Psalm 137 is a brutal psalm. To some, it may sound more like an SEC fight song gone wrong. How on earth are we to get “good news” out of a psalm that ends talking about the murder of children? Why on earth would anyone sing this psalm as part of worship? How could they?
Well, in my tradition, we do: Orthodox Christians sing Psalm 137 as part of our worship. Now it is read every Friday morning as part of a block in which we read through the entire book of Psalms every week, but it is chanted solemnly, on the three Sundays before Great Lent, at the All-Night Vigil in preparation for the Divine Liturgy. This service commemorates the resurrection of Christ, and in this period, before we begin 40 days of fasting, penance, and prayer, we give this rather harsh psalm a key position.
But why? Why sing a spiteful song about the fall of Jerusalem and the beginning of the Babylonian exile at a service highlighting the resurrection of Christ? No matter how much you spiritualize the text or highlight the hyperbole, it’s a rough psalm; and a hard one to sing, much less pray.
I’ll be the first to admit that it isn’t one of those that you stick to the mirror or refrigerator. It’s not a mantra or a promise of God that you’ll see touted in an Evangelical bestseller. It’s not on the Royal Ambassadors Scripture Memorization list. It’s not listed in your teen reference Bible as a place to go for comfort.
But it’s one of the most powerful expressions of love for one’s city, one’s homeland, and the feeling of despair that comes when you’re separated from it, perhaps forever. The Psalm concludes in a surprisingly visceral and dramatic way. It’s pretty harsh … not something you’d expect to be sung in church. It’s about the city, sure, but what does that have to do with the Gospel? What does it have to do with Christ?
Everything… This psalm has everything to do with the Gospel. This psalm was written in the context of the destruction of Jerusalem and the Exile to Babylon in 586 B.C., but this story has more to do with the Gospels than we might think.
The Psalm opens to a scene of Jerusalemites, inhabitants of what was Zion, that great city. They are no longer there, protected by the walls of their city, the womb of their mother, Zion. But they are instead sitting on the bank of a foreign water way, the Euphrates river valley, and they’re weeping, crying rivers of their own in remembrance of the siege that they feel cursed to have survived.
They hang up their lyres, their harps, their musical instruments on the trees, like prisoners on the gallows, for they’d rather have them be silent, dead, and without movement than be used for the amusement of their captors, those who crushed their city and slaughtered their families without remorse.
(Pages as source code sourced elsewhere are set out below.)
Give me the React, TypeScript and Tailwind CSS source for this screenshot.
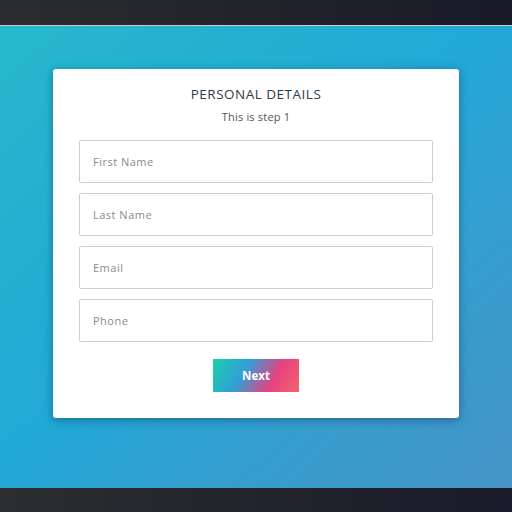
import React from 'react'

const fields = ['First Name', 'Last Name', 'Email', 'Phone']

const App = () => {
  return (
    <div
      className="flex h-[512px] w-[512px] flex-col overflow-hidden"
      style={{ fontFamily: '"Open Sans", "Noto Sans", sans-serif' }}
    >
      {/* top bar */}
      <div className="h-[25px] bg-gradient-to-r from-[#2a2c2d] to-[#191a28]" />
      <div className="h-px bg-[#c9cdd0]" />

      {/* main */}
      <main className="flex flex-1 items-start justify-center bg-gradient-to-br from-[#26b9cb] via-[#22a7d6] to-[#4493c6] pt-[43px]">
        <div className="flex w-[406px] flex-col items-center rounded-[3px] bg-white px-[26px] pt-[16px] pb-[26px] shadow-[0_2px_8px_rgba(0,40,80,0.45)]">
          <h2 className="text-[13.5px] leading-[18px] tracking-[0.5px] text-[#2f3a4a]">
            PERSONAL DETAILS
          </h2>
          <p className="mt-[6px] text-[11px] leading-[16px] tracking-[0.2px] text-[#555]">
            This is step 1
          </p>

          <form className="mt-[15px] flex w-full flex-col gap-[10px]">
            {fields.map((f) => (
              <input
                key={f}
                placeholder={f}
                className="h-[43px] w-full rounded-[2px] border border-[#cfcfcf] px-[13px] text-[11px] tracking-[0.5px] text-[#444] outline-none placeholder:text-[#8a8a8a]"
              />
            ))}
          </form>

          <button
            type="button"
            className="mt-[17px] h-[33px] w-[86px] text-[11.5px] font-bold text-white"
            style={{ backgroundImage: 'linear-gradient(120deg, #1ecfa9 0%, #2fa0d8 35%, #e8427f 70%, #f2656a 100%)' }}
          >
            Next
          </button>
        </div>
      </main>

      {/* bottom bar */}
      <div className="h-[24px] bg-gradient-to-r from-[#2b2d2e] to-[#1a1a2a]" />
    </div>
  )
}

export default App
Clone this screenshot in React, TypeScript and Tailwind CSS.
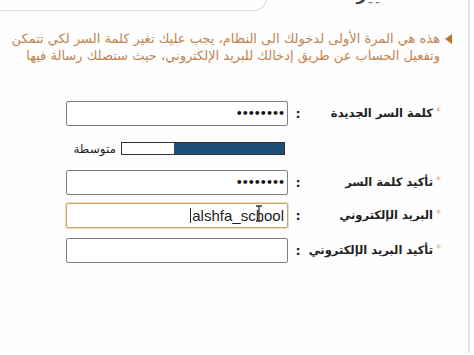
import React from "react";

const font = { fontFamily: '"DejaVu Sans", "Liberation Sans", sans-serif' };

function Row({ label, children }: { label: string; children: React.ReactNode }) {
  return (
    <div className="flex items-center h-[25px]">
      <div className="w-[133px] flex items-center gap-[3px] h-full">
        <span className="text-[10px] text-[#d9b38c] -mt-[4px]">*</span>
        <span className="text-[11.5px] font-bold text-[#222] whitespace-nowrap tracking-[-0.2px]">{label}</span>
      </div>
      <div className="w-[20px] text-[13px] font-bold text-[#222] text-center">:</div>
      {children}
    </div>
  );
}

function Input({ value, active, dots }: { value?: string; active?: boolean; dots?: boolean }) {
  return (
    <div
      className={`relative w-[222px] h-[25px] bg-white rounded-[2px] border flex items-center px-[3px] ${
        active ? "border-[#c9a66b] shadow-[0_0_0_1px_#ecdcbc]" : "border-[#808080]"
      }`}
    >
      {dots && (
        <span className="text-[11px] font-bold text-[#111] tracking-[-1px] leading-none">••••••••</span>
      )}
      {value && (
        <span
          className="text-[15px] text-[#222] leading-none border-l border-[#222] pl-[1px]"
          style={{ fontFamily: '"Liberation Sans", Arial, sans-serif' }}
          dir="ltr"
        >
          {value}
        </span>
      )}
      {active && (
        <svg className="absolute left-[188px] top-[1px]" width="8" height="18" viewBox="0 0 8 18">
          <path d="M1 1 H7 M4 1 V16 M1 16 H7" stroke="#333" strokeWidth="1.3" fill="none" />
        </svg>
      )}
    </div>
  );
}

export default function App() {
  return (
    <div className="w-[474px] h-[355px] bg-white overflow-hidden" style={font}>
      <div className="w-[470px] h-[353px] border-r-2 border-[#e4e4e4] bg-[#fefefe]" dir="rtl">
        {/* top */}
        <div className="h-[13px] flex overflow-hidden" dir="ltr">
          <div className="w-[267px] h-[13px] border-b border-r border-[#dcdcdc] rounded-br-[14px] -mt-[2px]" />
          <div className="flex-1 flex overflow-hidden pl-[45px]">
            <span className="text-[17px] font-bold text-[#444] -mt-[18px] whitespace-nowrap tracking-[3px]" dir="rtl">
              تغيير كلمة
            </span>
          </div>
        </div>

        {/* intro */}
        <div className="mt-[17px] flex items-start pr-[16px]">
          <svg width="7" height="10" viewBox="0 0 7 10" className="mt-[4px] shrink-0">
            <path d="M7 0 L0 5 L7 10 Z" fill="#c0742a" />
          </svg>
          <div className="mr-[5px] text-[13px] leading-[17px] text-[#c08552] whitespace-nowrap">
            <div>هذه هي المرة الأولى لدخولك الى النظام، يجب عليك تغير كلمة السر لكي تتمكن</div>
            <div>وتفعيل الحساب عن طريق إدخالك للبريد الإلكتروني، حيث ستصلك رسالة فيها</div>
          </div>
        </div>

        {/* form */}
        <div className="mt-[37px] pr-[27px] flex flex-col">
          <Row label="كلمة السر الجديدة">
            <Input dots />
          </Row>
          <div className="flex items-center h-[13px] mt-[16px]">
            <div className="w-[156px]" />
            <div className="w-[164px] h-[13px] border border-[#333] flex bg-white">
              <div className="w-[110px] h-full bg-[#1e4f78]" />
            </div>
            <span className="mr-[5px] text-[12px] text-[#222] whitespace-nowrap">متوسطة</span>
          </div>
          <div className="mt-[15px]">
            <Row label="تأكيد كلمة السر">
              <Input dots />
            </Row>
          </div>
          <div className="mt-[8px]">
            <Row label="البريد الإلكتروني">
              <Input value="alshfa_school" active />
            </Row>
          </div>
          <div className="mt-[10px]">
            <Row label="تأكيد البريد الإلكتروني">
              <Input />
            </Row>
          </div>
        </div>
      </div>
    </div>
  );
}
“Sing us one of the songs of Zion!” they laugh, but the captives cry out, “How can we sing the Lord’s song in a foreign land…?”[1] For the song of Zion is the song of the Lord for the psalmist, that holy city that couldn’t fall, for God was with it. Or so they thought…
The psalmist then makes a series of remembrances. He calls to mind his memory of Jerusalem, invoking a curse on himself if he forgets Jerusalem, if it doesn’t remain his highest joy and the pinnacle of his highest hope. But his calls for recollection take a darker turn; he calls out to God: “Remember O Lord, how the Edomites, the descendants of the supplanted Esau, on the day of Jerusalem said, ‘Raze it! Raze it down to its foundations!'”[2] He concludes in a roar, lashing out at the great city of Babylon: “O daughter of Babylon, You devastator! You destroyer of our life; Happy shall he be who requites you with what you have done to us! Happy shall he be who takes your little ones; and dashes them against the rock!”[3]
Whoa… There is of course a bit of a revenge fantasy here, but there’s more than just a desire for the attackers to be paid back in spades; it’s more than just the well-worn tit-for-tat of the Middle East. It’s hyperbole, but it’s hyperbole that is used to make a specific point and to make it abundantly clear. This is about the destruction of a city, the end of existence, at least for the psalmist. This exile and its scriptural component in Jeremiah and Ezekiel is unlike anything else in history. The story of God’s destruction of Jerusalem is unique. It’s not just any city. But then, what is a city? What is its purpose?
In the Ancient Near East, any government, nation, or tribal coalition had a city, the center of that people’s universe. People went out during the day, farming the land outside the city, grazing their animals, fishing and felling trees; but at night, they came back to the city and the gates were shut. The walls, the gates, were about protection. But even more powerful than the stone walls was the temple of stone that housed your god, the god that protected your city. He was the creator of your world.
That God brought you rain, kept your women and cattle fertile, and kept the storm and sickness at bay. Now that God is the Father of your City. And God placed a person in charge, a king, and the king became his son, for lack of a better term. He was his emissary. This king’s job is to uphold the God-given laws; he issues decrees and enforces them. At the palace you bow before the king, but everyone, the king leading the congregation, bows down to God. So this is your world: your city, your king, your God.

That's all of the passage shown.